Quel est le pouvoir de ces questions d’éthique vis-à-vis du système financier qui détermine de plus en plus l’évolution du sport ?

Plus il y a d’enjeux d’argent qui, potentiellement, peuvent faire passer l’être humain au second plan, sa santé, son épanouissement, plus il faut mettre de garde-fous. Il faut donc un pouvoir politique fort pour réguler et en faire une priorité. Tout le problème est là. Mais je pense que les sportifs ont leur mot à dire et doivent aussi faire plus.

Que pensez-vous des problèmes de racisme dans le sport ?

Pour les problèmes de racisme sur les terrains de football, je dis souvent que le racisme dans un stade ce n’est pas le problème du sport, c’est le problème de la société. Le racisme sur un terrain de football, c’est un problème du sport, parce que cela veut dire qu’il y a une faillite en matière d’éducation de la part des acteurs du monde du sport qui ont encadré ces jeunes. Donc je ne vois pas de la même façon un comportement raciste dans la tribune, venant de quelqu’un qui n’a peut-être jamais fréquenté un éducateur, un stade, un club, et un problème de racisme entre deux joueurs. On voit finalement qu’entre les joueurs on est plutôt bien et peut-être mieux que dans la société. Donc ça veut dire que le sport est capable d’amener ça.

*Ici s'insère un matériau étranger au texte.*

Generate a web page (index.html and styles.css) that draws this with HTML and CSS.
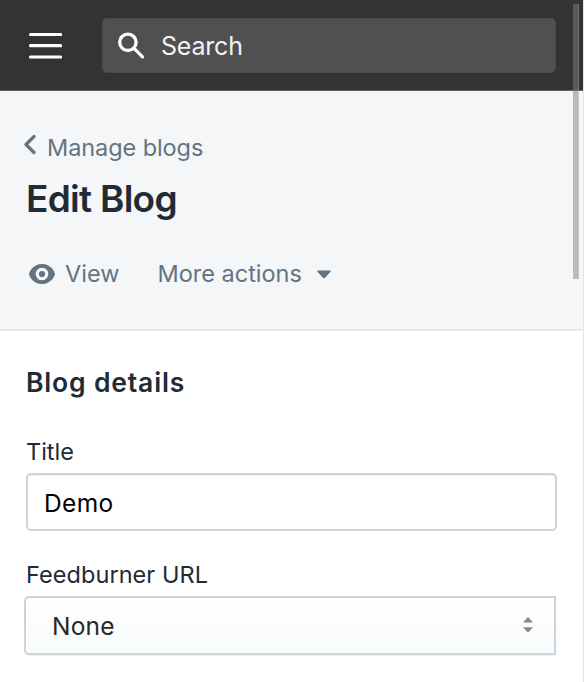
FILE: index.html
```
<!DOCTYPE html>
<html lang="en">
<head>
<meta charset="utf-8">
<title>Edit Blog</title>
<link rel="stylesheet" href="styles.css">
</head>
<body>
<header class="topbar">
  <svg class="menu" width="34" height="28" viewBox="0 0 34 28"><path d="M2.500 2.500h30M2.500 13.700h30M2.500 25h30"/></svg>
  <div class="search">
    <svg class="magnifier" width="28" height="28" viewBox="0 0 28 28"><circle cx="9.900" cy="10.300" r="8.200"/><path d="M15.800 16.200l8.700 8.700"/></svg>
    <span class="search-text">Search</span>
  </div>
</header>
<section class="page-head">
  <a class="back"><svg class="chevron" width="14" height="22" viewBox="0 0 14 22"><path d="M12 2.500L4 10.500l8 8"/></svg><span class="back-text">Manage blogs</span></a>
  <h1>Edit Blog</h1>
  <div class="actions">
    <a class="action"><svg class="eye" width="26" height="20" viewBox="0 0 26 20"><path fill-rule="evenodd" d="M13 0C4 0 0 8.300 0 10s4 10 13 10 13-8.300 13-10S22 0 13 0zm0 16.300a6.300 6.300 0 1 1 0-12.600 6.300 6.300 0 0 1 0 12.600z"/><circle cx="13" cy="10" r="3.100"/></svg><span class="view-text">View</span></a>
    <a class="action"><span class="more-text">More actions</span><svg class="caret" width="14" height="9" viewBox="0 0 14 9"><path d="M1 .5h12q1 .2.500 1.200L8.300 7.600q-1.300 1.100-2.600 0L.5 1.700Q0 .7 1 .5z"/></svg></a>
  </div>
</section>
<main class="details">
  <h2>Blog details</h2>
  <label class="label-title">Title</label>
  <div class="input"><span class="input-text">Demo</span></div>
  <label class="label-feed">Feedburner URL</label>
  <div class="select"><span class="select-text">None</span><svg class="sort" width="10" height="16" viewBox="0 0 10 16"><path d="M0 5.500L5 0l5 5.500zM0 10.200h10L5 15.700z"/></svg></div>
</main>
<div class="scrollbar"></div>
</body>
</html>
```
FILE: styles.css
```
* { box-sizing: border-box; }
body {
  margin: 0;
  width: 584px;
  height: 682px;
  overflow: hidden;
  position: relative;
  font-family: Inter, "Liberation Sans", sans-serif;
  background: #fff;
  color: #212b36;
  border-right: 1px solid #e4e5e7;
}
svg { display: block; flex: none; }
span { white-space: nowrap; }
.topbar {
  height: 91px;
  background: #333;
  border-bottom: 1px solid #656061;
  display: flex;
  align-items: center;
  padding: 1px 27px 0 28px;
}
.menu { fill: none; stroke: #fff; stroke-width: 3.2; stroke-linecap: round; }
.search {
  margin-left: 40px;
  flex: 1;
  height: 55px;
  border-radius: 5px;
  background: #505050;
  border: 1px solid #494949;
  display: flex;
  align-items: center;
  padding-left: 15px;
}
.magnifier { fill: none; stroke: #fff; stroke-width: 3.3; stroke-linecap: round; }
.search-text { margin-left: 15px; font-size: 25px; letter-spacing: -.2px; color: #f2f2f2; }
.page-head {
  height: 240px;
  background: #f4f6f8;
  border-bottom: 2px solid #e7e9ec;
  padding: 42px 22px 0;
  color: #637381;
}
.back { display: flex; height: 30px; align-items: center; line-height: 30px; }
.chevron { fill: none; stroke: #637381; stroke-width: 3.200; stroke-linecap: round; stroke-linejoin: round; margin-top: -6px; }
.back-text { margin-left: 11px; font-size: 23.5px; letter-spacing: -.08px; }
h1 { margin: 14px 0 0 4px; font-size: 37px; line-height: 44px; font-weight: 600; letter-spacing: -.72px; color: #212b36; white-space: nowrap; }
.actions { display: flex; margin: 38px 0 0 7px; height: 30px; line-height: 30px; font-size: 23.5px; }
.action { display: flex; align-items: center; }
.action + .action { margin-left: 38px; }
.eye { fill: #637381; }
.view-text { margin-left: 10px; }
.caret { fill: #637381; margin-left: 15px; }
.details { padding: 35px 26px 0; display: flex; flex-direction: column; }
h2 { margin: 0; font-size: 26.5px; line-height: 32px; font-weight: 600; letter-spacing: .83px; }
label { font-size: 23.5px; line-height: 30px; height: 30px; white-space: nowrap; }
.label-title { margin-top: 39px; }
.input {
  margin-top: 6px;
  height: 58px;
  width: 531px;
  border: 2px solid #ccd4db;
  border-radius: 5px;
  box-shadow: inset 0 1px 2px rgba(99,115,129,.1);
  color: #000;
  display: flex;
  align-items: center;
  padding: 1px 0 0 16px;
  font-size: 24.5px;
}
.input-text { letter-spacing: .35px; }
.label-feed { margin-top: 29px; letter-spacing: .06px; }
.select {
  margin: 6px 0 0 -2px;
  height: 59px;
  width: 532px;
  border: 2px solid #ccd4db;
  border-radius: 5px 0 0 5px;
  background: linear-gradient(#fff, #f9fafb);
  box-shadow: 0 1px 1px rgba(22,29,37,.06);
  color: #282828;
  display: flex;
  align-items: center;
  justify-content: space-between;
  padding: 0 21px 1px 26px;
  font-size: 24.5px;
}
.select-text { letter-spacing: .2px; padding-top: 2px; }
.sort { fill: #798c9c; }
.scrollbar {
  position: absolute;
  top: 4px;
  left: 573px;
  width: 6px;
  height: 275px;
  background: rgba(128,128,128,.5);
  border-right: 1px solid rgba(255,255,255,.15);
}
```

La société, c’est un autre sujet. Pour ce problème, la seule solution est que les joueurs prennent position. On l’a vu aux États-Unis avec le problème du racisme dans la société américaine : on a vu les joueurs de football américain avec l’hymne. On voit qu’il peut y avoir une puissance, qu’il peut y avoir une possibilité. On l’a vu dans les procès sur les commotions cérébrales dans le football américain. Il y a la possibilité d’avoir des contre-pouvoirs, des règlements évolués. Donc c’est possible, mais il faut une volonté forte des acteurs qui sont les premiers concernés.

Aujourd’hui les régulateurs de la dimension éthique seraient plus les sportifs eux-mêmes que les instances nationales et internationales ?

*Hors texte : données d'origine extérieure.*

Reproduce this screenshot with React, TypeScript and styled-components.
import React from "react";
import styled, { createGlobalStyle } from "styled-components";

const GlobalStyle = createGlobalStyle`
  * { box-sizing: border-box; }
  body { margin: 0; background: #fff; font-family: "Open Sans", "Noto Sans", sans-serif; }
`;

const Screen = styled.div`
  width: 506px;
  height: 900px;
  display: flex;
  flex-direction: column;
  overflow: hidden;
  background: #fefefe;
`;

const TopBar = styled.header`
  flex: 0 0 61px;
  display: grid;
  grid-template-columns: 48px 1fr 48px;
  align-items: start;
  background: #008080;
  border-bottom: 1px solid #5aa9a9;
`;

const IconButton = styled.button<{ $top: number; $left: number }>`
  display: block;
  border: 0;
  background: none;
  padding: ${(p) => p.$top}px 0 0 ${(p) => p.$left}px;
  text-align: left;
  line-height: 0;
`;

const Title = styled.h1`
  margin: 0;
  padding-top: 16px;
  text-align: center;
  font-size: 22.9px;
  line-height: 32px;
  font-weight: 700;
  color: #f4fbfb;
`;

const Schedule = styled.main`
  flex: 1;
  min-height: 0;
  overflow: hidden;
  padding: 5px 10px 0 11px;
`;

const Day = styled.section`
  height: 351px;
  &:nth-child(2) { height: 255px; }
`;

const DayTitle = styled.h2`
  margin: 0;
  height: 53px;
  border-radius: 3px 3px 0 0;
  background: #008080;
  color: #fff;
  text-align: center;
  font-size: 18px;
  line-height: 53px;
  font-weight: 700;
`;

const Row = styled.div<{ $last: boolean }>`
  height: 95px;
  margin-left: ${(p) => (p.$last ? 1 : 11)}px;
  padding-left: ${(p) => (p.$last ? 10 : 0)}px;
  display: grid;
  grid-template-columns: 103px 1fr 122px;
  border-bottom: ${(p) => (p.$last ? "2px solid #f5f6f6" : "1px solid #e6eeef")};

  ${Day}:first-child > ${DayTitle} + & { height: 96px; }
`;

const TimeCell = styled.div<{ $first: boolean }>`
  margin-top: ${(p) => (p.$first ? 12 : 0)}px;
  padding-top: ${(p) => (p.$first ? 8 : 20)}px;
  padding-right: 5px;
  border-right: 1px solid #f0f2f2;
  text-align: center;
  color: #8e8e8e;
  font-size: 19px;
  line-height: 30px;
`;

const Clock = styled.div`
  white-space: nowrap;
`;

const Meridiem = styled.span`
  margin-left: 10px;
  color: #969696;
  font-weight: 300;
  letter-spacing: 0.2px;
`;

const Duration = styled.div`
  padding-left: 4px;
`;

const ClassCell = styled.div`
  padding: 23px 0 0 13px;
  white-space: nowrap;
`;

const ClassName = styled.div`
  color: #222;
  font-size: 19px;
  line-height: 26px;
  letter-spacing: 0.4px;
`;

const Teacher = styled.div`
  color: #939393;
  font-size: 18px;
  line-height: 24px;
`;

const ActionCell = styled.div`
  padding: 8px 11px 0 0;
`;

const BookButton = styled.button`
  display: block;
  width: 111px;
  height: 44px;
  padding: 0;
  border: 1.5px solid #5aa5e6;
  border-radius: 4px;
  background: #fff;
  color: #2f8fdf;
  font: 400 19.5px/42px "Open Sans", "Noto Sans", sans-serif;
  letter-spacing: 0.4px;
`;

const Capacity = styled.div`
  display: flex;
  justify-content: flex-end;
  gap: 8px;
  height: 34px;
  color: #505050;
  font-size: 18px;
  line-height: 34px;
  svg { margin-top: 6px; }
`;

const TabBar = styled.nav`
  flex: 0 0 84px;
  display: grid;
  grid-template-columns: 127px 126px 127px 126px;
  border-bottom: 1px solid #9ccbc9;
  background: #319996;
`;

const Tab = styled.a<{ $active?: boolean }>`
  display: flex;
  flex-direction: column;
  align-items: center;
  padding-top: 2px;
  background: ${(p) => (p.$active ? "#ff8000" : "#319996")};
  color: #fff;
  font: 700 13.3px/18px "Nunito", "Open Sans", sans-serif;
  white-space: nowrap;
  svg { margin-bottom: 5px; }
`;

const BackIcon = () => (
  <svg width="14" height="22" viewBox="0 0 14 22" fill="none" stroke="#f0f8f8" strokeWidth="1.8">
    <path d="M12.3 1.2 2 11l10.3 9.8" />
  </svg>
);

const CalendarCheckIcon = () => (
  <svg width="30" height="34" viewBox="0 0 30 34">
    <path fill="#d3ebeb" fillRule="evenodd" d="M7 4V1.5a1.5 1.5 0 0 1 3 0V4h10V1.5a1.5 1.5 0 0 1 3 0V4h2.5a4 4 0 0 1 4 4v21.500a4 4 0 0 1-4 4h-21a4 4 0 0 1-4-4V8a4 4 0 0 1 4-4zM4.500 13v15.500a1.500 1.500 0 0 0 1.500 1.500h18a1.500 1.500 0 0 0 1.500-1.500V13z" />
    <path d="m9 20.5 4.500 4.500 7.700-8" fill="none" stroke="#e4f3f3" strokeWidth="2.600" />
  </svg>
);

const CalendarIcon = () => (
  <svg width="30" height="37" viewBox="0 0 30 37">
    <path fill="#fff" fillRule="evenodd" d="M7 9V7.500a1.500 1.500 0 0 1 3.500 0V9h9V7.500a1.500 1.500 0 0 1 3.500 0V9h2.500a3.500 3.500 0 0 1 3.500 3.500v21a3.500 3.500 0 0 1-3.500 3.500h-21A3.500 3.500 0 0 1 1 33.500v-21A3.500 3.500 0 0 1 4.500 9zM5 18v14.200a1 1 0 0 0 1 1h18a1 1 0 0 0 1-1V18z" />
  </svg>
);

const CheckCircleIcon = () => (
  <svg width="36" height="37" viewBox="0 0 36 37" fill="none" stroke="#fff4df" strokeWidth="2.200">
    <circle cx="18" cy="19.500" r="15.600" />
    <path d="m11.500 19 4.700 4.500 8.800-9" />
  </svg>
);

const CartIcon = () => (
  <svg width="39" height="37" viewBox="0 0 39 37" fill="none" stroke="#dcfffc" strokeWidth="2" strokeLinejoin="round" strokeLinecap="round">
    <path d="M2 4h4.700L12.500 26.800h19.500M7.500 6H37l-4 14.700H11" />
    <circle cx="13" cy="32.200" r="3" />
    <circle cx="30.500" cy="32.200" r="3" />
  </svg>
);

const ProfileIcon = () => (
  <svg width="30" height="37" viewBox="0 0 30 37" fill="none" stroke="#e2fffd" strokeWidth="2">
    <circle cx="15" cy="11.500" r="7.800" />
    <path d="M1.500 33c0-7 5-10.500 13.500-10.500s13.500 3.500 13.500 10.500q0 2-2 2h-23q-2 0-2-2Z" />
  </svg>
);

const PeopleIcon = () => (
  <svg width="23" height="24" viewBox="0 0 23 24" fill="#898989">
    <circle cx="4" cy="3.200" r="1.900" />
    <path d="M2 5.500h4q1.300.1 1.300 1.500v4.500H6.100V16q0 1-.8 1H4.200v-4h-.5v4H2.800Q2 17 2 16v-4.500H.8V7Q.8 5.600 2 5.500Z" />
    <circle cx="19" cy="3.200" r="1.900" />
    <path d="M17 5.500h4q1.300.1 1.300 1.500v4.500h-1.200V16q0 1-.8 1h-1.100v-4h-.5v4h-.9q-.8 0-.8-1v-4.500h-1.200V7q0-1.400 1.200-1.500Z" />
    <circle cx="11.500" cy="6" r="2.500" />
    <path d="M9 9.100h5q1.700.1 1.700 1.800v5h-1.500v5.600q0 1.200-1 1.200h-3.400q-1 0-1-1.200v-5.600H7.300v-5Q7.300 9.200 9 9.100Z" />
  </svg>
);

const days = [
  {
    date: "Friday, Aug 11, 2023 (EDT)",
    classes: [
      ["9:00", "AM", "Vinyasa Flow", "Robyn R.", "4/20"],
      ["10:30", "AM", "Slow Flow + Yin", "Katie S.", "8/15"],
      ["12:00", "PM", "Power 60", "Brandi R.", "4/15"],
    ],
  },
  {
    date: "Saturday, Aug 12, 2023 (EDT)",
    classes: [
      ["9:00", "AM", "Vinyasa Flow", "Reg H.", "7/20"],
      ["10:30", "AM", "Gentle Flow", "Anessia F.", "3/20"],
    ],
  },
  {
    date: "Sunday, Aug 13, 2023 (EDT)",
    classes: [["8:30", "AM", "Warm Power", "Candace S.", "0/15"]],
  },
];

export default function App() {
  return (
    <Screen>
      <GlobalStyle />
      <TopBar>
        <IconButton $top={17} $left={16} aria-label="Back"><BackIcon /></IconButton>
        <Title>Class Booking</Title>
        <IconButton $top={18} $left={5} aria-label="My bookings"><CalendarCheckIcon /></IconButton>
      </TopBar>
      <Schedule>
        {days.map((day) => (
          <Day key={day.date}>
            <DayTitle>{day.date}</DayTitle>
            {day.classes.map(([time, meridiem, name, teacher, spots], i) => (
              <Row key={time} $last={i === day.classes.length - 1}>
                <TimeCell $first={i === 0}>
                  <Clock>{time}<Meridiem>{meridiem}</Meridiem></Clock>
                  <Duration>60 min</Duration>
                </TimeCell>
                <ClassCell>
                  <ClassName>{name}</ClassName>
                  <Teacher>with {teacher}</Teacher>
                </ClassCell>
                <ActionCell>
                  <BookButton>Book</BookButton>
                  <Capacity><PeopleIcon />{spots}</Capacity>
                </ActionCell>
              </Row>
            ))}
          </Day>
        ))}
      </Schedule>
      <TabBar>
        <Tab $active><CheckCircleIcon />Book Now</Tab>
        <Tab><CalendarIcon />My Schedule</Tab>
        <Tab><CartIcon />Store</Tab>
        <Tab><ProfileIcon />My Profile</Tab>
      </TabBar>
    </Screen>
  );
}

Il faut que cette pression vienne du bas, donc il faut un niveau d’éducation et de conscience du pouvoir qu’ont les sportifs. Des joueurs qui se disent : « On ne reprend pas le football tant qu’il se passe ça », des joueurs qui quittent le terrain en équipe, une équipe qui quitte le terrain quand il y a des comportements racistes. Ils ont ce pouvoir d’exprimer une opinion par rapport à ce qui se passe dans la tribune, mais il faut qu’ils le fassent collectivement. Ce n’est pas juste le problème du joueur qui est insulté, c’est le problème de toute l’équipe, voire de l’équipe adverse. Si c’est pris de cette façon, les choses peuvent être traitées plus facilement. L’interpellation, je crois, de Lucas Pouille, était juste de dire : « Mais pourquoi les joueurs… ? » Les joueurs, à un moment, doivent dire : « S’il n’y a pas de qualif, les joueurs ne jouent pas, il n’y a pas de spectacle. » On va peut-être les entendre mais, malheureusement ça manque, peut-être par manque de solidarité, de collectif. Cela peut exister, mais c’est vrai que c’est trop fragile.

Est-ce qu’il y a des syndicats qui peuvent peser sur ces questions d’éthique ?

Oui, il y a des syndicats, des représentations, même si ce sont des associations de représentation et que ce ne sont pas des syndicats. Mais il est vrai que bien souvent on voit des divergences d’intérêt selon le statut que vous occupez sur le terrain. Si vous êtes un top-joueur dans un top-sport, ce n’est pas la même chose que si vous êtes dans un petit sport et que vous êtes plutôt dans la masse. C’est cette diversité d’intérêts et d’enjeux qui fragilise peut-être parfois ces syndicats ou ces associations.